Pero tampoco le importa. A este gobierno no le interesa en absoluto la
gobernación del Estado y menos en pro del bien común y le trae al fresco
la opinión pública. Centra todas sus medidas de supervivencia en tres
aspectos: 1º) control de los medios de comunicación y recurso a la
censura, la manipulación y la propaganda; 2º) imposibilitar o dificultar
el acceso de los ciudadanos a la justicia y la protección de sus
derechos mediante los tribunales; 3º) convertir toda crítica, protesta o
manifestación en un ataque al orden público y reprimirlo sin
contemplaciones gracias a una ley mordaza a punto de aprobarse.

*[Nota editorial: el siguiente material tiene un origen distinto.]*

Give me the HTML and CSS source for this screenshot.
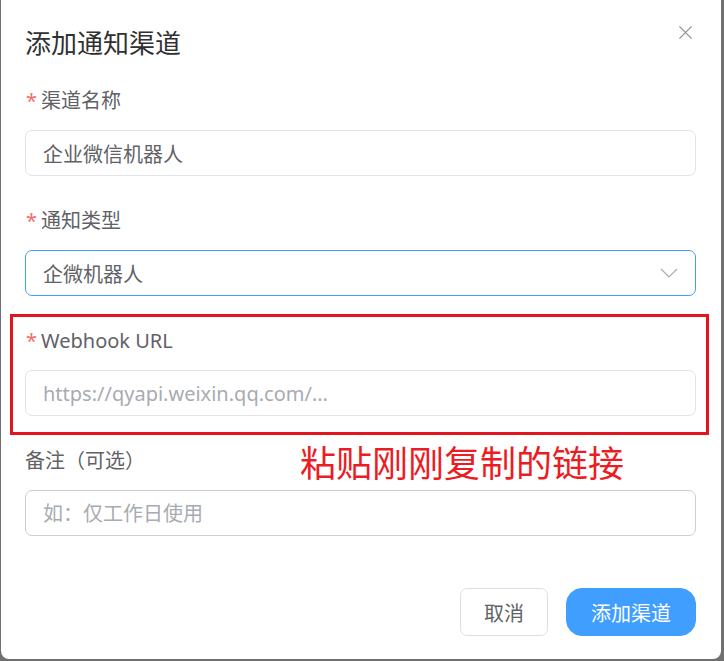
FILE: index.html
```html
<!DOCTYPE html>
<html lang="zh-CN">
<head>
    <meta charset="UTF-8">
    <meta name="viewport" content="width=device-width, initial-scale=1.0">
    <title>添加通知渠道</title>
    <link rel="stylesheet" href="styles.css">
</head>
<body>
    <div class="dialog">
        <div class="dialog-header">
            <h2 class="dialog-title">添加通知渠道</h2>
            <button class="dialog-close" type="button" aria-label="关闭">
                <svg width="16" height="16" viewBox="0 0 16 16">
                    <path d="M1.5 1.5 L14.5 14.5 M14.5 1.5 L1.5 14.5" stroke="#909399" stroke-width="1.4" fill="none"/>
                </svg>
            </button>
        </div>

        <form class="dialog-body">
            <div class="form-item">
                <label class="form-label required">渠道名称</label>
                <div class="input-wrap">
                    <input class="input" type="text" value="企业微信机器人">
                </div>
            </div>

            <div class="form-item">
                <label class="form-label required">通知类型</label>
                <div class="input-wrap is-focus">
                    <span class="select-value">企微机器人</span>
                    <svg class="select-arrow" width="18" height="10" viewBox="0 0 18 10">
                        <path d="M1 1 L9 9 L17 1" stroke="#a8abb2" stroke-width="1.2" fill="none"/>
                    </svg>
                </div>
            </div>

            <div class="form-item has-callout">
                <label class="form-label required">Webhook URL</label>
                <div class="input-wrap">
                    <input class="input" type="text" placeholder="https://qyapi.weixin.qq.com/...">
                </div>
                <!-- red annotation drawn over the field -->
                <div class="callout-box"></div>
                <div class="callout-text">粘贴刚刚复制的链接</div>
            </div>

            <div class="form-item">
                <label class="form-label">备注（可选）</label>
                <div class="input-wrap is-hover">
                    <input class="input" type="text" placeholder="如：仅工作日使用">
                </div>
            </div>
        </form>

        <div class="dialog-footer">
            <button class="btn" type="button">取消</button>
            <button class="btn btn-primary" type="button">添加渠道</button>
        </div>
    </div>
</body>
</html>
```

FILE: styles.css
```css
body {
    margin: 0;
    padding: 0;
    background-color: #707070;
    font-family: "Noto Sans", "Noto Sans CJK SC", sans-serif;
}
.dialog {
    position: relative;
    height: 659px;
    margin: 0 3px 0 1px;
    background-color: #fff;
    border-radius: 0 0 8px 8px;
    display: flex;
    flex-direction: column;
}
.dialog-header {
    display: flex;
    justify-content: space-between;
    align-items: flex-start;
    padding: 26px 28px 0 24px;
}
.dialog-title {
    margin: 0;
    font-size: 26px;
    line-height: 34px;
    font-weight: 400;
    color: #303133;
}
.dialog-close {
    border: none;
    background: none;
    padding: 0;
    margin-top: -1px;
    width: 15px;
    height: 15px;
    cursor: pointer;
}
.dialog-close svg {
    display: block;
    width: 15px;
    height: 15px;
}
.dialog-body {
    padding: 24px 25px 0 24px;
}
.form-item {
    position: relative;
    margin-bottom: 28px;
}
.form-label {
    display: block;
    height: 34px;
    line-height: 34px;
    margin-bottom: 12px;
    font-size: 20px;
    color: #606266;
}
.form-label.required::before {
    content: "*";
    color: #f56c6c;
    margin: 0 4px 0 1px;
}
.input-wrap {
    display: flex;
    align-items: center;
    height: 46px;
    box-sizing: border-box;
    padding: 0 17px;
    border: 1.5px solid #e1e3e9;
    border-radius: 7px;
    background-color: #fff;
}
.input-wrap.is-focus {
    border-color: #409eff;
}
.input-wrap.is-hover {
    border-color: #cbced4;
}
.input {
    flex: 1;
    border: none;
    outline: none;
    padding: 0;
    background: transparent;
    font-family: inherit;
    font-size: 20px;
    color: #606266;
}
.input::placeholder {
    color: #a8abb2;
}
.select-value {
    flex: 1;
    font-size: 20px;
    color: #606266;
}
.callout-box {
    position: absolute;
    top: -10px;
    left: -15px;
    right: -13px;
    height: 121px;
    box-sizing: border-box;
    border: 3px solid #e3141e;
}
.callout-text {
    position: absolute;
    top: 117px;
    left: 275px;
    font-size: 36px;
    line-height: 46px;
    color: #ec1c24;
    white-space: nowrap;
}
.dialog-footer {
    display: flex;
    justify-content: flex-end;
    gap: 18px;
    padding: 24px 25px 0 24px;
}
.btn {
    height: 48px;
    padding: 0 23px;
    border: 1.5px solid #dcdfe6;
    border-radius: 7px;
    background-color: #fff;
    font-family: inherit;
    font-size: 20px;
    color: #606266;
    cursor: pointer;
}
.btn-primary {
    padding: 0 24px;
    border-color: #409eff;
    border-radius: 16px;
    background-color: #409eff;
    color: #fff;
}
```
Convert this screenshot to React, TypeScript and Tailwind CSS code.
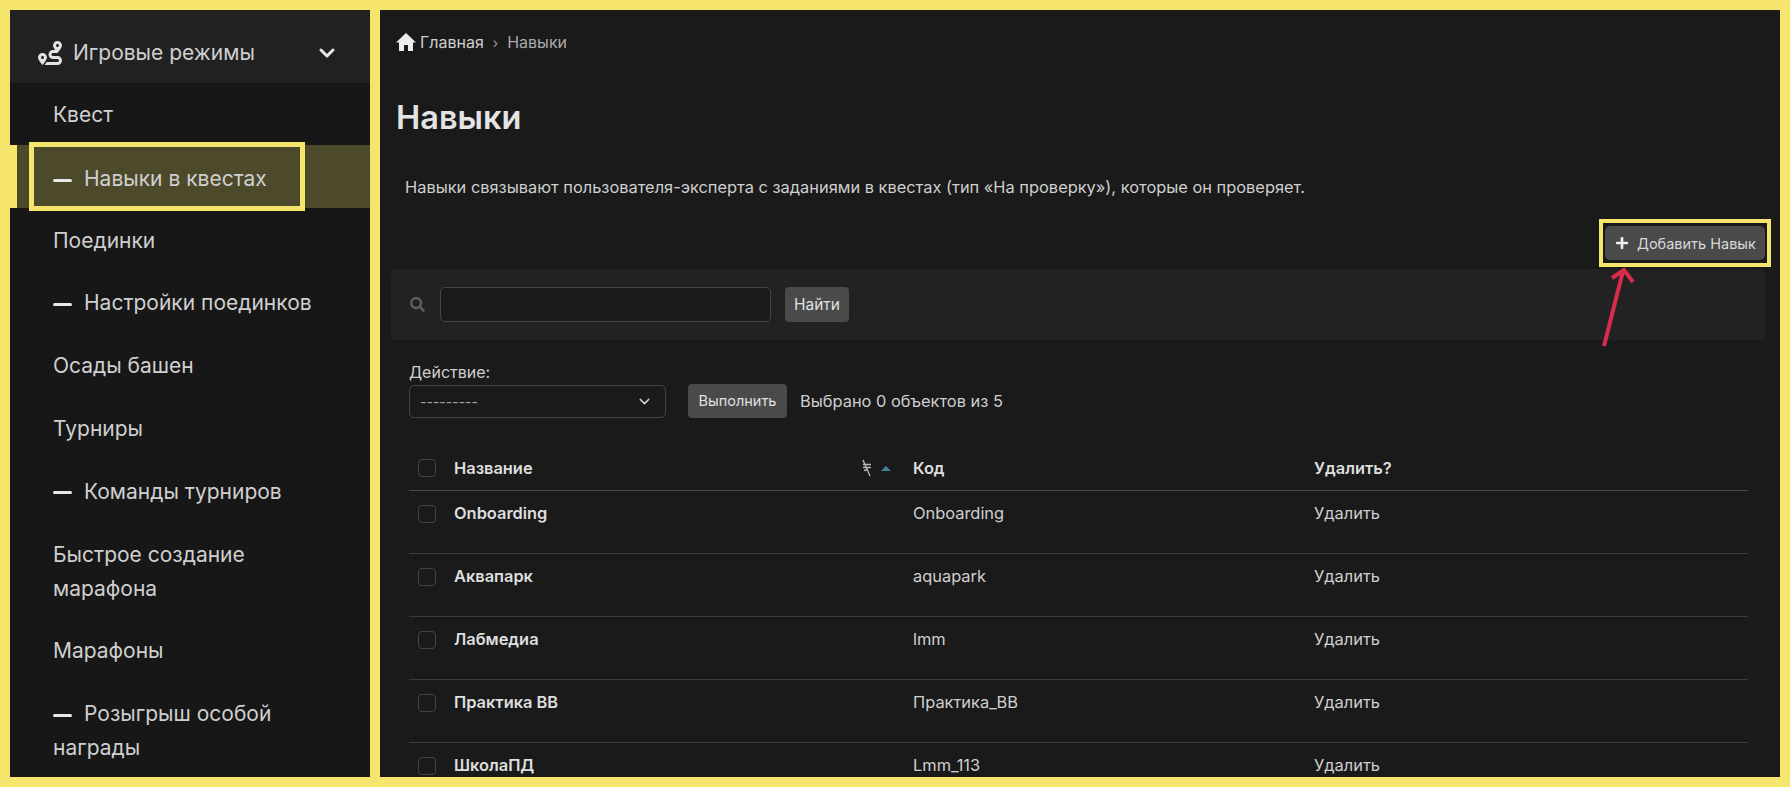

En esta situación, España no tiene gobierno sino que está administrada
por una asociación de presuntos malhechores. La pregunta inmediata es:
¿y qué pinta la oposición en todo esto? ¿Por qué continúa legitimando
con su colaboración esta peste de corrupción? ¿Por qué sigue admitiendo
que trata con un gobierno que hace política y no con una peste que ni
entiende de política ni le importa un pimiento? ¿Por qué sigue acudiendo
a un Parlamento que no sirve para nada, salvo para legitimar esta
peste? ¿Por qué no presenta una moción de censura, aunque la pierda? ¿Es
porque en parte la corrupción también la afecta a ella, al menos a
alguno de sus partidos? Justamente la única forma de salir de esa
posición de extorsionado es reconocer paladinamente las faltas propias
y, a continuación, plantarse ante las ajenas, que son apabullantes.
Plantarse es decir no a la peste. No al simulacro de parlamento; no al
gobierno por decreto; a las ruedas de prensa sin preguntas, al plasma, a
los tribunales que aplican la justicia del príncipe; a unos medios
vendidos; a una gestión autoritaria del orden público, represiva,
amedrentadora. Palinuro lo ha dicho en otras ocasiones: retirada al
Aventino que ahora recuerda la retirada a la colina de Florencia en la
que se escribió el Decamerón, mientras los retirados escapaban de la
peste negra, tan negra como las tarjetas de estos sinvergüenzas.